From Barron's February 18 (pre-Supreme Court ruling):
India Is the Big Winner in Trump’s Trade War
About the author: Brian P. Klein is the founder of RidgePoint Global, a strategic advisory firm, and a former U.S. diplomat.
India may be one of the greatest benefactors of the new global trading order. With President Donald Trump focused on his on-again, off-again tariffs and China fixated on exporting its manufacturing excesses, New Delhi is increasingly at the center of shifting trade routes and reconfigured value chains. Its economy could soon be growing at a pace unseen since China’s rapid rise in the 1980s.
India is already the world’s fifth largest economy and is likely to overtake Germany and Japan to become a top-three economy by 2030. The recently signed free-trade agreement between the European Union and India, which eliminated most tariffs across nearly all trade categories, will turbocharge that growth.
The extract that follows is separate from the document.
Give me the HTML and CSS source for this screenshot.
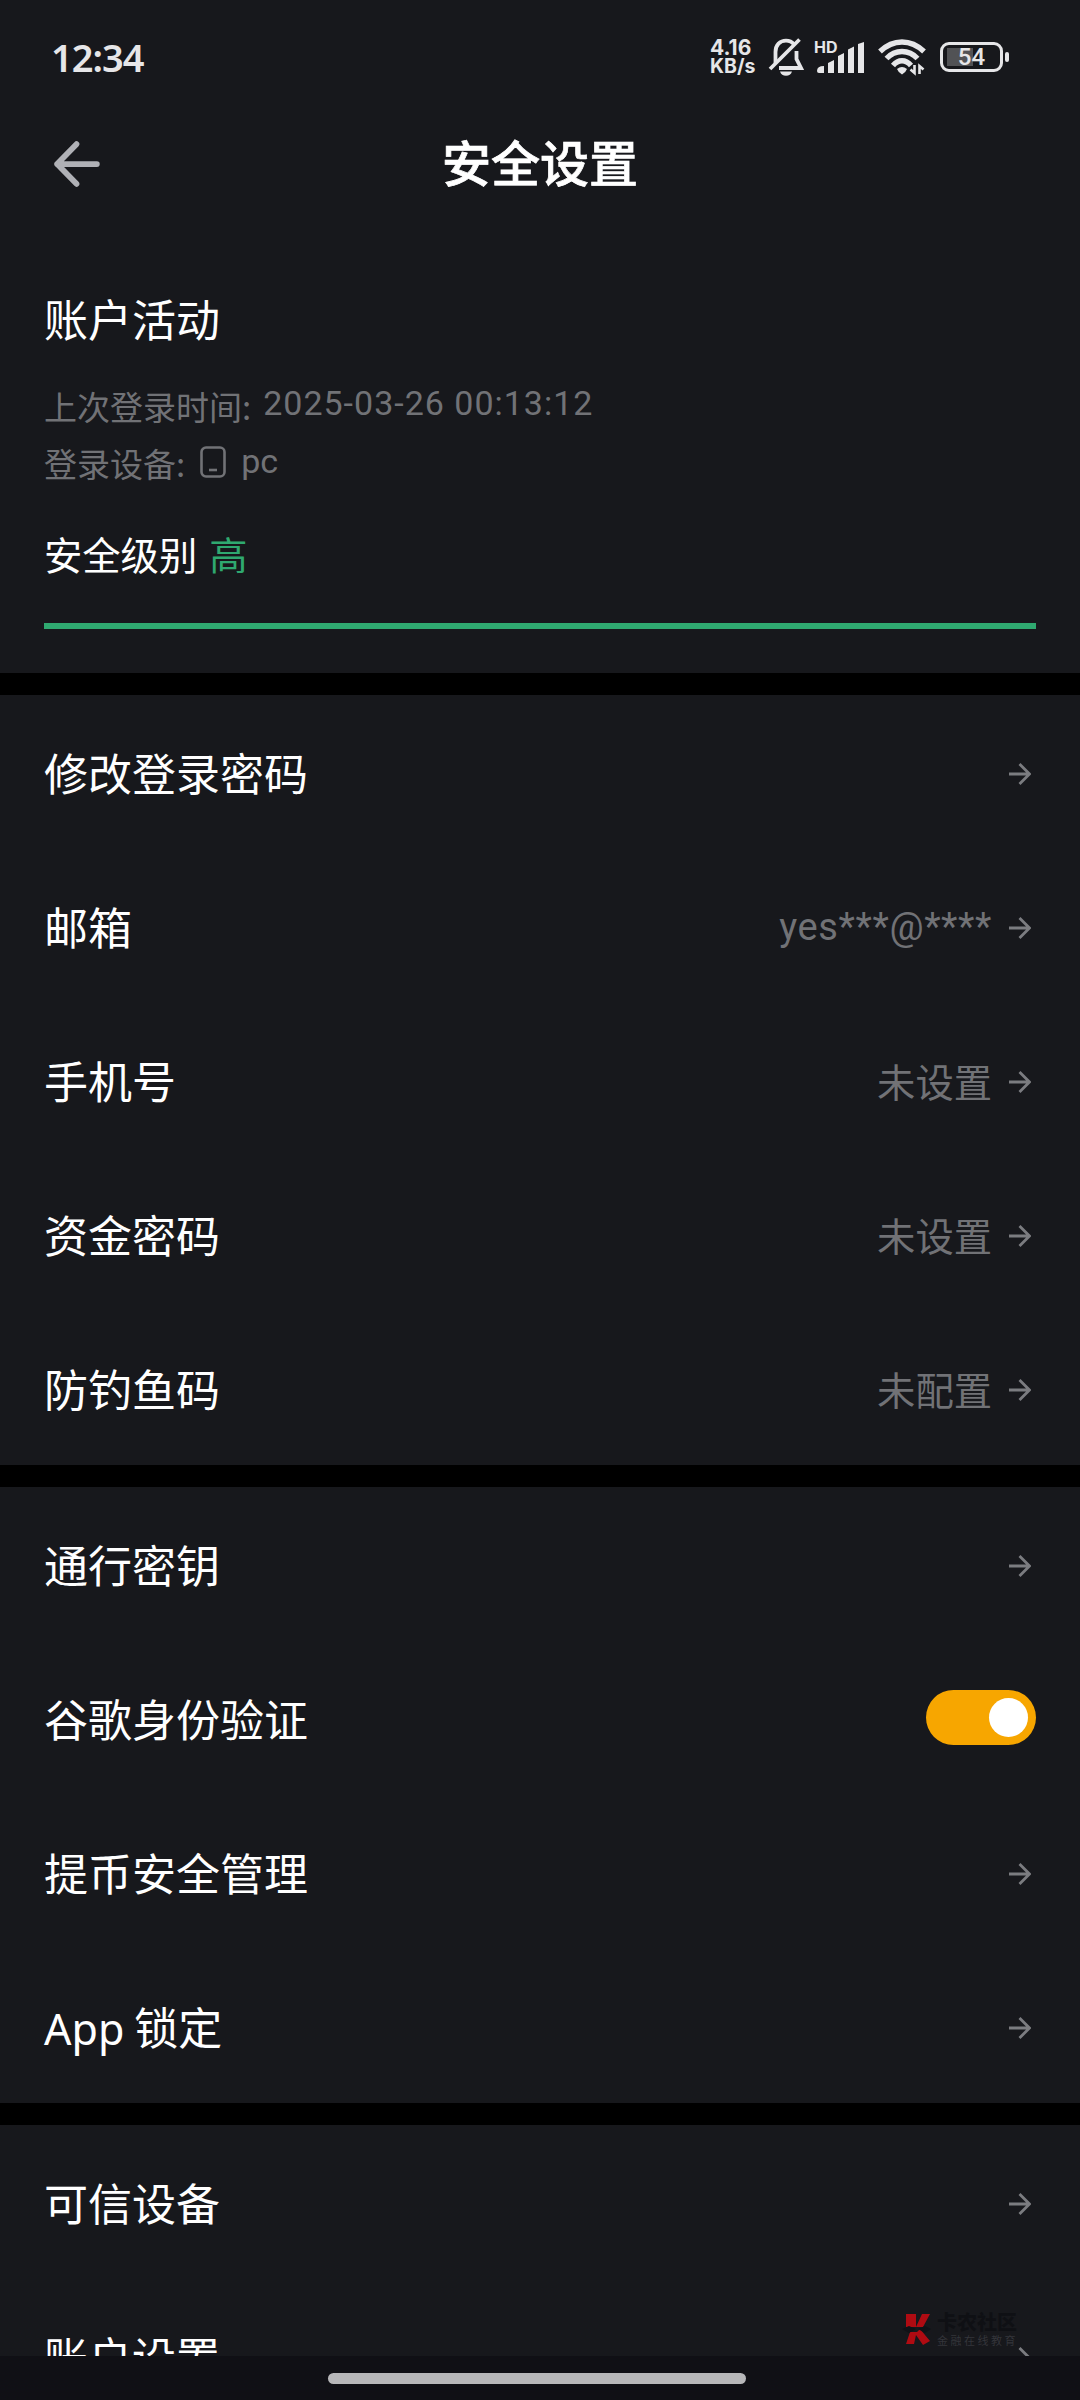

When it takes effect in 2027, the free-trade agreement will be the world’s largest, covering a quarter of the population (more than the U.S. and China combined) and roughly 25% of global gross domestic product. Washington’s tariff threats added the pressure that both India and Europe needed to finally reach consensus in January after two decades of trade negotiations. The two regions’ futures are increasingly tied to each other rather than to the U.S.
Indian Prime Minister Narendra Modi knows it pays to keep the U.S. nominally open to Indian goods while building a massive free trade zone elsewhere. Under pressure to stop buying oil from Russia, India negotiated with the U.S. over tariffs earlier this month. The resulting U.S.-India Joint Statement is full of intentions and promises—the U.S. will reduce tariffs on India from a threatened 50% to 18%—but the agreement pales in comparison to the zero tariff rate on Indian goods entering the EU.
Manufacturing activity is already beginning to shift to India. BMW is accelerating its electric vehicle production in India for the domestic market. Ericsson, a Swedish telecom company, announced a new research and development hub in Bengaluru last year. South Korean conglomerate HD Hyundai plans to dramatically increase India’s domestic ship building capacity with a port expansion and greenfield port development in the southern state of Tamil Nadu, India’s hub for export-oriented automotive industries. The Indian government has also launched a major manufacturing effort, called Semicon 1, to attract investment in semiconductor production. So far, $18 billion has been invested in 10 projects.
Plenty of bumps remain along the trading roads that inexorably lead to India....
....MUCH MORE
Also at Barron's, February 19:
India Scored a Successful Trade Deal With the U.S. Investors Aren’t Impressed.
That's fine, impressing portfolio investors is not the goal. Impressing foreign direct investors and clearing the runway for a ten-year run to technological superiority is the goal for the Indian negotiators.